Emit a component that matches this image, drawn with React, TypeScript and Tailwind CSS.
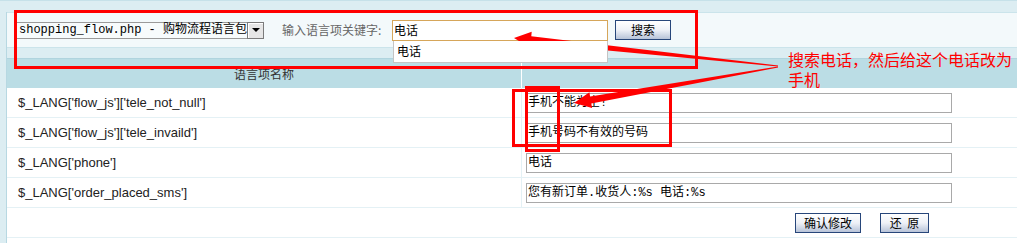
import React from "react";

function arrowPoints(tx: number, ty: number, hx: number, hy: number, hl: number, hw: number, sw0: number, sw1: number) {
  const dx = hx - tx;
  const dy = hy - ty;
  const len = Math.hypot(dx, dy);
  const ux = dx / len;
  const uy = dy / len;
  const nx = -uy;
  const ny = ux;
  const bx = hx - ux * hl;
  const by = hy - uy * hl;
  const p = (x: number, y: number) => `${x.toFixed(1)},${y.toFixed(1)}`;
  return [
    p(tx + nx * sw0, ty + ny * sw0),
    p(bx + nx * sw1, by + ny * sw1),
    p(bx + nx * hw, by + ny * hw),
    p(hx, hy),
    p(bx - nx * hw, by - ny * hw),
    p(bx - nx * sw1, by - ny * sw1),
    p(tx - nx * sw0, ty - ny * sw0),
  ].join(" ");
}

const rows = [
  { key: "$_LANG['flow_js']['tele_not_null']", value: "手机不能为空!" },
  { key: "$_LANG['flow_js']['tele_invaild']", value: "手机号码不有效的号码" },
  { key: "$_LANG['phone']", value: "电话" },
  { key: "$_LANG['order_placed_sms']", value: "您有新订单.收货人:%s 电话:%s" },
];

function Btn({ children, w }: { children: React.ReactNode; w: string }) {
  return (
    <button
      className={`${w} h-[20px] border border-[#27467a] bg-linear-to-b from-white via-[#eef1f7] to-[#b7c3d8] text-[12px] leading-[18px] text-black font-['Noto_Sans_CJK_SC',sans-serif] p-0`}
    >
      {children}
    </button>
  );
}

export default function App() {
  return (
    <div className="relative w-[1017px] h-[243px] overflow-hidden bg-[#dcedf2] text-[12px] font-['Liberation_Sans','Noto_Sans_CJK_SC',sans-serif] text-[#222]">
      <div className="h-[12px] border-t border-[#c6e1e9]" />
      <div className="ml-[6px] border-l border-[#b7d8e2] h-[231px]">
        {/* search panel */}
        <div className="h-[36px] bg-[#f3f9fb] border-t border-[#c6e1e9] border-b border-[#cbe4eb] flex items-center pl-[10px]">
          <div className="flex items-center h-[17px] w-[247px] border-y border-[#9a9a9a] bg-[#f7fbfc]">
            <div className="flex-1 pl-[2px] whitespace-nowrap font-['Liberation_Mono','Noto_Sans_CJK_SC',monospace] text-[12px] leading-[15px] text-black">
              shopping_flow.php - 购物流程语言包
            </div>
            <div className="w-[17px] h-[17px] border border-[#7b7b7b] bg-[#e6e6e6] flex items-center justify-center shadow-[inset_1px_1px_0_#ffffff]">
              <div className="w-0 h-0 border-x-[4px] border-x-transparent border-t-[4px] border-t-black" />
            </div>
          </div>
          <div className="ml-[18px] w-[110px] whitespace-nowrap text-[#666] font-['Noto_Sans_CJK_SC',sans-serif] text-[12px]">
            输入语言项关键字:
          </div>
          <div className="relative">
            <div className="w-[216px] h-[21px] border border-[#d6a65a] bg-white flex items-center pl-[1px] text-[12px] text-black font-['Noto_Sans_CJK_SC',sans-serif]">
              电话
            </div>
            <div className="absolute left-[1px] top-[21px] w-[215px] h-[22px] border border-[#c4c4c4] border-t-0 bg-white flex items-center pl-[3px] text-[12px] text-black font-['Noto_Sans_CJK_SC',sans-serif] z-10">
              电话
            </div>
          </div>
          <div className="ml-[7px]">
            <Btn w="w-[56px]">搜索</Btn>
          </div>
        </div>
        <div className="h-[10px]" />
        {/* table */}
        <div className="bg-white">
          <div className="grid grid-cols-[515px_1fr] h-[30px] bg-[#bbdde5] border-t border-[#b0d4de]">
            <div className="border-r border-white flex items-center justify-center text-[#333] font-['Noto_Sans_CJK_SC',sans-serif]">
              语言项名称
            </div>
            <div />
          </div>
          {rows.map((r) => (
            <div key={r.key} className="grid grid-cols-[515px_1fr] h-[30px] border-b border-[#e4f1f5]">
              <div className="border-r border-[#e4f1f5] flex items-center pl-[11px] text-[13px] text-[#222]">{r.key}</div>
              <div className="flex items-center pl-[4px]">
                <div className="w-[426px] h-[20px] border border-[#a9a9a9] bg-white flex items-center pl-[1px] whitespace-nowrap text-[12px] text-black font-['Liberation_Mono','Noto_Sans_CJK_SC',monospace]">
                  {r.value}
                </div>
              </div>
            </div>
          ))}
          <div className="grid grid-cols-[515px_1fr] h-[30px] border-b border-[#e4f1f5]">
            <div />
            <div className="flex items-center pl-[273px] gap-[19px]">
              <Btn w="w-[66px]">确认修改</Btn>
              <Btn w="w-[49px]">还&nbsp;&nbsp;原</Btn>
            </div>
          </div>
          <div className="h-[10px]" />
        </div>
      </div>

      {/* annotations */}
      <div className="absolute left-[14px] top-[10px] w-[684px] h-[59px] border-[3px] border-[#ff0000] pointer-events-none" />
      <div className="absolute left-[512px] top-[89px] w-[160px] h-[58px] border-[3px] border-[#ff0000] pointer-events-none" />
      <div className="absolute left-[525px] top-[86px] w-[35px] h-[66px] border-[3px] border-[#ff0000] pointer-events-none" />
      <svg className="absolute left-0 top-0 pointer-events-none" width="1017" height="243" viewBox="0 0 1017 243">
        <polygon points={arrowPoints(778, 66, 514, 38, 17, 8, 0.5, 3.5)} fill="#ff0000" />
        <polygon points={arrowPoints(778, 67, 574, 103, 17, 8, 0.5, 3.5)} fill="#ff0000" />
      </svg>
      <div className="absolute left-[788px] top-[50px] w-[229px] text-[16px] leading-[18px] text-[#ff0000] font-['Noto_Sans_CJK_SC',sans-serif]">
        <div className="h-[20px] whitespace-nowrap">搜索电话，然后给这个电话改为</div>
        <div className="h-[18px] whitespace-nowrap">手机</div>
      </div>
    </div>
  );
}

.....

(YOUR OBJECTIVE)
Reproduce all of the material exactly, apart from the pictures.

(SOLUTION BELOW)
Emit a component that matches this image, drawn with React, TypeScript and Tailwind CSS.
import React from "react";

function arrowPoints(tx: number, ty: number, hx: number, hy: number, hl: number, hw: number, sw0: number, sw1: number) {
  const dx = hx - tx;
  const dy = hy - ty;
  const len = Math.hypot(dx, dy);
  const ux = dx / len;
  const uy = dy / len;
  const nx = -uy;
  const ny = ux;
  const bx = hx - ux * hl;
  const by = hy - uy * hl;
  const p = (x: number, y: number) => `${x.toFixed(1)},${y.toFixed(1)}`;
  return [
    p(tx + nx * sw0, ty + ny * sw0),
    p(bx + nx * sw1, by + ny * sw1),
    p(bx + nx * hw, by + ny * hw),
    p(hx, hy),
    p(bx - nx * hw, by - ny * hw),
    p(bx - nx * sw1, by - ny * sw1),
    p(tx - nx * sw0, ty - ny * sw0),
  ].join(" ");
}

const rows = [
  { key: "$_LANG['flow_js']['tele_not_null']", value: "手机不能为空!" },
  { key: "$_LANG['flow_js']['tele_invaild']", value: "手机号码不有效的号码" },
  { key: "$_LANG['phone']", value: "电话" },
  { key: "$_LANG['order_placed_sms']", value: "您有新订单.收货人:%s 电话:%s" },
];

function Btn({ children, w }: { children: React.ReactNode; w: string }) {
  return (
    <button
      className={`${w} h-[20px] border border-[#27467a] bg-linear-to-b from-white via-[#eef1f7] to-[#b7c3d8] text-[12px] leading-[18px] text-black font-['Noto_Sans_CJK_SC',sans-serif] p-0`}
    >
      {children}
    </button>
  );
}

export default function App() {
  return (
    <div className="relative w-[1017px] h-[243px] overflow-hidden bg-[#dcedf2] text-[12px] font-['Liberation_Sans','Noto_Sans_CJK_SC',sans-serif] text-[#222]">
      <div className="h-[12px] border-t border-[#c6e1e9]" />
      <div className="ml-[6px] border-l border-[#b7d8e2] h-[231px]">
        {/* search panel */}
        <div className="h-[36px] bg-[#f3f9fb] border-t border-[#c6e1e9] border-b border-[#cbe4eb] flex items-center pl-[10px]">
          <div className="flex items-center h-[17px] w-[247px] border-y border-[#9a9a9a] bg-[#f7fbfc]">
            <div className="flex-1 pl-[2px] whitespace-nowrap font-['Liberation_Mono','Noto_Sans_CJK_SC',monospace] text-[12px] leading-[15px] text-black">
              shopping_flow.php - 购物流程语言包
            </div>
            <div className="w-[17px] h-[17px] border border-[#7b7b7b] bg-[#e6e6e6] flex items-center justify-center shadow-[inset_1px_1px_0_#ffffff]">
              <div className="w-0 h-0 border-x-[4px] border-x-transparent border-t-[4px] border-t-black" />
            </div>
          </div>
          <div className="ml-[18px] w-[110px] whitespace-nowrap text-[#666] font-['Noto_Sans_CJK_SC',sans-serif] text-[12px]">
            输入语言项关键字:
          </div>
          <div className="relative">
            <div className="w-[216px] h-[21px] border border-[#d6a65a] bg-white flex items-center pl-[1px] text-[12px] text-black font-['Noto_Sans_CJK_SC',sans-serif]">
              电话
            </div>
            <div className="absolute left-[1px] top-[21px] w-[215px] h-[22px] border border-[#c4c4c4] border-t-0 bg-white flex items-center pl-[3px] text-[12px] text-black font-['Noto_Sans_CJK_SC',sans-serif] z-10">
              电话
            </div>
          </div>
          <div className="ml-[7px]">
            <Btn w="w-[56px]">搜索</Btn>
          </div>
        </div>
        <div className="h-[10px]" />
        {/* table */}
        <div className="bg-white">
          <div className="grid grid-cols-[515px_1fr] h-[30px] bg-[#bbdde5] border-t border-[#b0d4de]">
            <div className="border-r border-white flex items-center justify-center text-[#333] font-['Noto_Sans_CJK_SC',sans-serif]">
              语言项名称
            </div>
            <div />
          </div>
          {rows.map((r) => (
            <div key={r.key} className="grid grid-cols-[515px_1fr] h-[30px] border-b border-[#e4f1f5]">
              <div className="border-r border-[#e4f1f5] flex items-center pl-[11px] text-[13px] text-[#222]">{r.key}</div>
              <div className="flex items-center pl-[4px]">
                <div className="w-[426px] h-[20px] border border-[#a9a9a9] bg-white flex items-center pl-[1px] whitespace-nowrap text-[12px] text-black font-['Liberation_Mono','Noto_Sans_CJK_SC',monospace]">
                  {r.value}
                </div>
              </div>
            </div>
          ))}
          <div className="grid grid-cols-[515px_1fr] h-[30px] border-b border-[#e4f1f5]">
            <div />
            <div className="flex items-center pl-[273px] gap-[19px]">
              <Btn w="w-[66px]">确认修改</Btn>
              <Btn w="w-[49px]">还&nbsp;&nbsp;原</Btn>
            </div>
          </div>
          <div className="h-[10px]" />
        </div>
      </div>

      {/* annotations */}
      <div className="absolute left-[14px] top-[10px] w-[684px] h-[59px] border-[3px] border-[#ff0000] pointer-events-none" />
      <div className="absolute left-[512px] top-[89px] w-[160px] h-[58px] border-[3px] border-[#ff0000] pointer-events-none" />
      <div className="absolute left-[525px] top-[86px] w-[35px] h-[66px] border-[3px] border-[#ff0000] pointer-events-none" />
      <svg className="absolute left-0 top-0 pointer-events-none" width="1017" height="243" viewBox="0 0 1017 243">
        <polygon points={arrowPoints(778, 66, 514, 38, 17, 8, 0.5, 3.5)} fill="#ff0000" />
        <polygon points={arrowPoints(778, 67, 574, 103, 17, 8, 0.5, 3.5)} fill="#ff0000" />
      </svg>
      <div className="absolute left-[788px] top-[50px] w-[229px] text-[16px] leading-[18px] text-[#ff0000] font-['Noto_Sans_CJK_SC',sans-serif]">
        <div className="h-[20px] whitespace-nowrap">搜索电话，然后给这个电话改为</div>
        <div className="h-[18px] whitespace-nowrap">手机</div>
      </div>
    </div>
  );
}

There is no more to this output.